Однако в какой-то момент в 2007 году в моём информационном раю завёлся червь сомнения. Я начал замечать, что Сеть оказывает на меня куда более сильное и широкое влияние, чем мой компьютер. Дело было не в том, что я проводил больше времени, уставившись в монитор. И не в том, что многие из моих привычек менялись из-за того, что я всё больше привыкал к сайтам и услугам, предлагавшимся Сетью, и даже становился зависимым от них. Мне казалось, что и мой мозг начинает работать иначе. Именно тогда меня начала беспокоить моя неспособность обращать внимание на что-то больше, чем пару минут. Поначалу я подумал, что эта проблема является симптомом замедления мыслительных процессов, свойственного среднему возрасту. Однако я понял, что мой мозг не просто блуждал. Он испытывал голод. Он требовал, чтобы его накормили содержимым Сети - и чем больше он насыщался, тем голоднее становился. Даже не находясь возле компьютера, я испытывал непреодолимое желание проверить почту, пройтись по ссылкам или поискать что-то через Google. Я хотел оставаться на связи.
Я начал скучать по своему прежнему мозгу.
Фридрих Ницше был в отчаянии. Будучи болезненным ребёнком, он так никогда полностью и не оправился от болезней, которыми страдал в двадцатилетием возрасте. Их причиной стало падение с лошади во время службы в артиллерийском подразделении прусской армии. В 1879 году его здоровье ухудшилось, и он был вынужден оставить пост профессора филологии в Базельском университете. В тридцать один год Ницше начал путешествовать по Европе в поисках спасения от своих многочисленных недугов. Осенью с наступлением холодов он двигался на юг, к берегам Средиземного моря, а весной возвращался на север, в Швейцарские Альпы или в дом своей матери под Лейпцигом. В конце 1881 года Ницше снял комнату на чердаке в итальянском портовом городе Генуе. Его зрение ухудшалось, и он чувствовал боль и утомление, фокусируясь на странице. Часто в результате чтения у него возникала головная боль, сопровождавшаяся рвотными позывами. Ему пришлось сократить время, посвящённое писательской деятельности, и он боялся, что однажды ему придётся совсем отказаться от этого занятия.

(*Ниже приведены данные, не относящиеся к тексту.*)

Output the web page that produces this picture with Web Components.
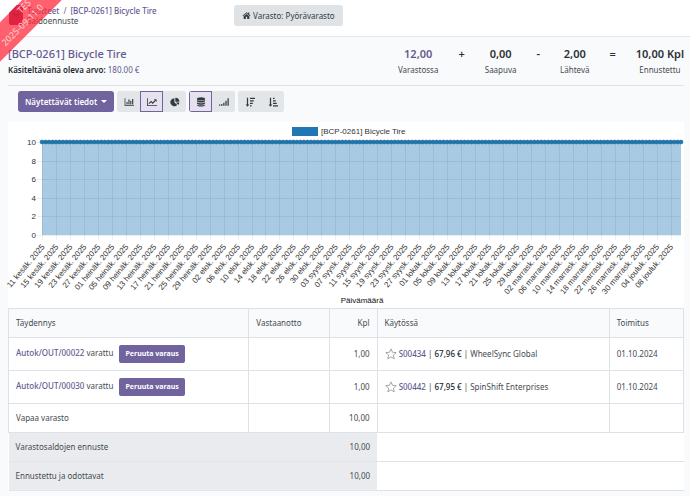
<!DOCTYPE html>
<html lang="fi">
<head>
<meta charset="utf-8">
<title>Saldoennuste</title>
<style>
body{margin:0;min-height:100vh;background:#f8fafb;color:#454b52;font:8px/12px "Noto Sans","Open Sans",sans-serif;overflow-x:hidden;
--link:#66598f;--primary:#71639e;--line:#dee2e6;--muted:#e2e6e9}
</style>
</head>
<body>
<forecast-page></forecast-page>
<script>
class Base extends HTMLElement{
  connectedCallback(){
    if(this.shadowRoot)return;
    this.attachShadow({mode:'open'}).innerHTML=this.view();
  }
}

const ICONS={
  home:'<path d="M8 2 .8 8.3l1 1.1L8 4l6.2 5.4 1-1.1L13 6.3V2.6h-2v2z"/><path d="M8 5.2 3 9.5V14h3.8v-4h2.4v4H13V9.500z"/>',
  bar:'<path d="M1 2h1.200v11H16v1.200H1z"/><path d="M4 8h1.800v4H4zM7 4h1.800v8H7zM10 6h1.800v6H10zM13 3h1.800v9H13z"/>',
  line:'<path d="M0 2h1.300v11H16v1.300H0z"/><path d="M2.500 10 6.500 6l2.500 2.500L12.500 5 11 3.500h4.300v4.300L13.800 6.300 9 11 6.500 8.500l-2.800 2.700z"/>',
  pie:'<path d="M7 2v6.400l4.500 4.500A6.400 6.400 0 1 1 7 2z"/><path d="M8.500 1A6.500 6.500 0 0 1 15 7.400H8.500z"/><path d="M9.300 8.600H15a6.400 6.400 0 0 1-1.800 4z"/>',
  database:'<ellipse cx="8" cy="3" rx="6.500" ry="2.500"/><path d="M1.500 4.800c3 2 10 2 13 0v2c-1.500 2.600-11.500 2.600-13 0z"/><path d="M1.500 8.300c3 2 10 2 13 0v2c-1.500 2.600-11.500 2.600-13 0z"/><path d="M1.500 11.800c3 2 10 2 13 0v1.400c-1.500 2.600-11.500 2.600-13 0z"/>',
  signal:'<path d="M0 12h2v2H0zM3.400 11h2v3h-2zM6.800 9h2v5h-2zM10.200 6h2v8h-2zM13.600 2h2v12h-2z"/>',
  desc:'<path d="M3 1h2v11h2l-3 3.500L1 12h2z"/><path d="M8 1h8v2H8zM8 5h6v2H8zM8 9h4.500v2H8zM8 13h2.500v2H8z"/>',
  asc:'<path d="M3 1h2v11h2l-3 3.500L1 12h2z"/><path d="M8 1h2.500v2H8zM8 5h4.500v2H8zM8 9h6v2H8zM8 13h8v2H8z"/>',
  star:'<path d="m8 1.200 2 4.500 4.900.5-3.700 3.300 1.100 4.900L8 11.900l-4.300 2.500 1.100-4.900L1.100 6.200 6 5.700z" fill="none" stroke="currentColor"/>'
};
customElements.define('fa-icon',class extends Base{view(){return `
<style>:host{display:inline-block;width:var(--size,10px);height:var(--size,10px);vertical-align:middle}svg{display:block;width:100%;height:100%;fill:currentColor}</style>
<svg viewBox="0 0 16 16" aria-hidden="true">${ICONS[this.getAttribute('name')]}</svg>`}});

customElements.define('env-ribbon',class extends Base{view(){return `
<style>
:host{position:absolute;left:0;top:0;width:64px;height:64px;overflow:hidden;pointer-events:none}
div{position:absolute;left:-39px;top:7px;width:120px;height:28px;box-sizing:border-box;padding-left:31px;transform:rotate(-45deg);background:rgba(255,40,60,.74);color:#ffd3d6;font-size:9px;line-height:12px;white-space:nowrap}
span{display:block}.a{padding-left:34px}
</style><div><span class="a">TES</span><span>2025-09-11 0</span></div>`}});

customElements.define('page-header',class extends Base{view(){return `
<style>
:host{display:grid;grid-template-columns:1fr 2fr;align-items:start;background:#fff;border-bottom:1px solid #e4e7ea;padding:5px 6px 10px 9px}
.left{display:flex;gap:4px}
.logo{width:14px;height:20px;flex:none}
nav{line-height:10px;white-space:nowrap;padding-top:1px}
ol{list-style:none;margin:0;padding:0;display:flex;font-weight:500}
li+li::before{content:"/";margin:0 4px;color:#7b8087}
a{color:var(--link);text-decoration:none}
button{justify-self:start;height:21px;padding:0 8px;border:0;border-radius:3px;background:#dfe3e6;color:#343a40;font:inherit;display:flex;align-items:center;gap:2px;--size:9px}
</style>
<div class="left"><svg class="logo" viewBox="0 0 14 20"><path d="M8 0h4q2 0 2 2v16q0 2-2 2H2q-2 0-2-2V8z" fill="#8d1552"/><path d="m4 8 3 3 3-3" fill="none" stroke="#4d0d33" stroke-width="2"/></svg>
<nav aria-label="Murupolku"><ol><li><a href="#">Tuotteet</a></li><li><a href="#">[BCP-0261] Bicycle Tire</a></li></ol><div>Saldoennuste</div></nav></div>
<button type="button"><fa-icon name="home"></fa-icon>Varasto: Pyörävarasto</button>`}});

customElements.define('stock-stat',class extends Base{view(){return `
<style>:host{display:block;text-align:center;white-space:nowrap}
b{display:block;font-size:11px;line-height:16px;font-weight:600;color:#2b3036}
:host([linked]) b{color:var(--link)}
span{display:block;line-height:16px}</style><b><slot name="value"></slot></b><span><slot></slot></span>`}});

customElements.define('product-summary',class extends Base{view(){return `
<style>
:host{display:flex;justify-content:space-between;margin:0 6px 0 8px;padding:9px 0 7px;border-bottom:1px solid #e0e4e7}
h1{margin:0;font-size:11px;line-height:16px;font-weight:600}
h1 a{color:var(--link);text-decoration:none;font-weight:500}
p{margin:0;line-height:16px}p b{font-weight:600;color:#22272c}p span{color:var(--link)}
.stats{display:flex;gap:20px}
</style>
<div><h1><a href="#">[BCP-0261] Bicycle Tire</a></h1><p><b>Käsiteltävänä oleva arvo:</b> <span>180.00 €</span></p></div>
<div class="stats">
<stock-stat linked><span slot="value">12,00</span>Varastossa</stock-stat>
<stock-stat><span slot="value">+</span></stock-stat>
<stock-stat><span slot="value">0,00</span>Saapuva</stock-stat>
<stock-stat><span slot="value">-</span></stock-stat>
<stock-stat><span slot="value">2,00</span>Lähtevä</stock-stat>
<stock-stat><span slot="value">=</span></stock-stat>
<stock-stat><span slot="value">10,00 Kpl</span>Ennustettu</stock-stat>
</div>`}});

customElements.define('button-group',class extends Base{view(){return `
<style>:host{display:flex;border-radius:3px;overflow:hidden}</style><slot></slot>`}});
customElements.define('tool-button',class extends Base{view(){const on=this.hasAttribute('active');return `
<style>:host{display:block}button{display:grid;place-items:center;width:23px;height:21px;padding:0;border:1px solid var(--muted);background:var(--muted);color:#343a40}
:host([active]) button{border-color:var(--primary);background:#e5e1ee}</style>
<button type="button" aria-pressed="${on}" aria-label="${this.getAttribute('label')}"><fa-icon name="${this.getAttribute('icon')}"></fa-icon></button>`}});

customElements.define('chart-toolbar',class extends Base{view(){return `
<style>:host{display:flex;gap:3px;padding:5px 18px 10px}
.menu{display:flex;align-items:center;gap:4px;height:21px;padding:0 7px;border:0;border-radius:3px;background:var(--primary);color:#fff;font:inherit;font-weight:600}
.menu::after{content:"";border:3px solid transparent;border-top-color:#fff;border-bottom:0}</style>
<button class="menu" type="button" aria-haspopup="true">Näytettävät tiedot</button>
<button-group><tool-button icon="bar" label="Pylväskaavio"></tool-button><tool-button icon="line" label="Viivakaavio" active></tool-button><tool-button icon="pie" label="Piirakkakaavio"></tool-button></button-group>
<button-group><tool-button icon="database" label="Pinottu" active></tool-button><tool-button icon="signal" label="Kumulatiivinen"></tool-button></button-group>
<button-group><tool-button icon="desc" label="Laskeva"></tool-button><tool-button icon="asc" label="Nouseva"></tool-button></button-group>`}});

customElements.define('forecast-chart',class extends Base{view(){
  const L=34,R=673,T=20,B=113,days=183,step=(R-L)/days;
  const months=['tammik','helmik','maalisk','huhtik','toukok','kesäk','heinäk','elok','syysk','lokak','marrask','jouluk'];
  let grid='',labels='',dots='';
  for(let v=0;v<=10;v+=2){
    const y=B-(B-T)*v/10;
    grid+=`<path d="M${L-5} ${Math.round(y)+.5}H${R}"/>`;
    labels+=`<text x="28" y="${y+3}" text-anchor="end">${v}</text>`;
  }
  for(let d=0;d<=days;d++){
    const x=L+d*step;
    dots+=`<circle cx="${x}" cy="${T}" r="2"/>`;
    if(d%4===0&&d<=180){
      const t=new Date(Date.UTC(2025,5,11+d));
      grid+=`<path d="M${Math.round(x)+.5} ${T}V${B+5}"/>`;
      labels+=`<text transform="translate(${x+3} ${B+12}) rotate(-50)" text-anchor="end">${String(t.getUTCDate()).padStart(2,'0')} ${months[t.getUTCMonth()]}. 2025</text>`;
    }
  }
  return `
<style>:host{display:block;margin:0 6px 0 8px;background:#fff}svg{display:block;width:100%;height:auto;overflow:visible;font:8px "Liberation Sans",Arial,sans-serif;fill:#333}</style>
<svg viewBox="0 0 676 186" role="img" aria-label="Saldoennuste">
<rect x="284" y="5" width="26" height="9" fill="#1f77b4"/><text x="313" y="12">[BCP-0261] Bicycle Tire</text>
<rect x="${L}" y="${T}" width="${R-L}" height="${B-T}" fill="#a8cae2"/>
<g stroke="#003050" stroke-opacity=".08">${grid}</g>
<path d="M${L} ${T}H${R}" stroke="#1f77b4" stroke-width="2"/>
<g fill="#1f77b4" stroke="#17608f" stroke-width=".5">${dots}</g>
${labels}<text x="354" y="181" text-anchor="middle" fill="#111">Päivämäärä</text></svg>`}});

customElements.define('forecast-table',class extends Base{view(){
  const move=(n,so,price,who)=>`<tr class="move"><td><a href="#">Autok/OUT/${n}</a> varattu <button class="act" type="button">Peruuta varaus</button></td><td></td><td class="n">1,00</td><td><button class="star" type="button" aria-label="Prioriteetti"><fa-icon name="star"></fa-icon></button> <a href="#">${so}</a> | <b>${price} €</b> | ${who}</td><td>01.10.2024</td></tr>`;
  return `
<style>
:host{display:block;margin:0 6px 0 8px}
table{width:100%;border-collapse:collapse;table-layout:fixed;background:#fff}
th,td{box-sizing:border-box;height:29px;padding:0 7px;border:1px solid var(--line);text-align:left;font-weight:400;white-space:nowrap}
th{background:#f8fafb}
.move td{height:33px}
.n{text-align:right}
a{color:var(--link);text-decoration:none;font-weight:500}
b{font-weight:500;color:#22272c}
button{border:0;font:inherit;vertical-align:middle}
.act{height:18px;margin-left:4px;padding:0 6px;border-radius:2px;background:var(--primary);color:#fff;font-size:7px;font-weight:700}
.star{padding:0;background:none;color:#858b92;height:12px;--size:12px}
.star fa-icon{display:block}
.sum td{border-left:0;border-right:0}
.sum .g{background:#e9ebee;border-color:#e1e4e8}
</style>
<table><colgroup><col style="width:35.6%"><col style="width:12%"><col style="width:7%"><col style="width:34.4%"><col style="width:11%"></colgroup>
<thead><tr><th>Täydennys</th><th>Vastaanotto</th><th class="n">Kpl</th><th>Käytössä</th><th>Toimitus</th></tr></thead>
<tbody>${move('00022','S00434','67,96','WheelSync Global')}${move('00030','S00442','67,95','SpinShift Enterprises')}
<tr><td>Vapaa varasto</td><td></td><td class="n">10,00</td><td></td><td></td></tr>
<tr class="sum"><td class="g" colspan="2">Varastosaldojen ennuste</td><td class="g n">10,00</td><td colspan="2"></td></tr>
<tr class="sum"><td class="g" colspan="2">Ennustettu ja odottavat</td><td class="g n">10,00</td><td colspan="2"></td></tr></tbody></table>`}});

customElements.define('forecast-page',class extends Base{view(){return `
<style>:host{display:block;position:relative}</style>
<page-header></page-header><product-summary></product-summary><chart-toolbar></chart-toolbar><forecast-chart></forecast-chart><forecast-table></forecast-table><env-ribbon></env-ribbon>`}});
</script>
</body>
</html>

В отчаянии Ницше заказал пишущую машинку модели Writing Ball («пишущий шар») производства датской компании Malling-Hansen, доставленную в его дом в первые недели 1882 года. Изобретённый за несколько лет до этого Хансом Расмусом Маллинг-Хансеном, директором Королевского института для глухонемых в Копенгагене, этот инструмент был странным, но прекрасным. Он напоминал богато украшенную золотую подушечку для иголок. Пятьдесят две клавиши для строчных и прописных букв, а также цифр и знаков пунктуации располагались концентрическим образом на поверхности шара. Подобное расположение было неслучайным, именно оно позволяло максимально повысить эффективность печати. Прямо под клавишами находилась изогнутая пластина, державшая лист бумаги. При помощи гениально спроектированной системы рычагов пластина передвигалась как по маслу при каждом нажатии на клавишу. При достаточном навыке человек мог печатать до 8оо знаков в минуту - этот результат был значительно выше, чем у любой другой пишущей машинки1.
Это устройство спасло Ницше, по крайней мере, на какое-то время. Научившись печатать вслепую, он мог делать это даже с закрытыми глазами, используя лишь кончики пальцев. Слова вновь могли беспрепятственно течь прямо из его ума на лист бумаги. Ницше был настолько захвачен творением Маллинг-Хансена, что даже сочинил ему небольшую оду:
Пишущий шар похож на меня: он сделан из железа,
Но так легко вращается на своём пути.
Для того чтобы ужиться с нами, нужно немало терпения и такта,
А также нежные пальцы.
В марте одна берлинская газета сообщила, что Ницше «чувствует себя лучше, чем когда-либо» и, благодаря пишущей машинке, «вернулся к писательской деятельности».
Однако устройство тончайшим образом повлияло на его работу. Один из ближайших друзей Ницше, писатель и композитор Генрих Кёзелиц, заметил изменения в стиле его письма. И без того краткая проза Ницше стала ещё жёстче, обрела «телеграфный» стиль. Она была более сильной, как будто «железная» мощь машины каким-то странным метафизическим образом передавалась словам, отпечатывавшимся на листе бумаги. «Возможно, с помощью этого инструмента вы сможете создать новый язык», - писал Кёзелиц в письме к Ницше, замечая, что и в его собственной работе «мысли о музыке или языке часто зависят от качества пера и чернил».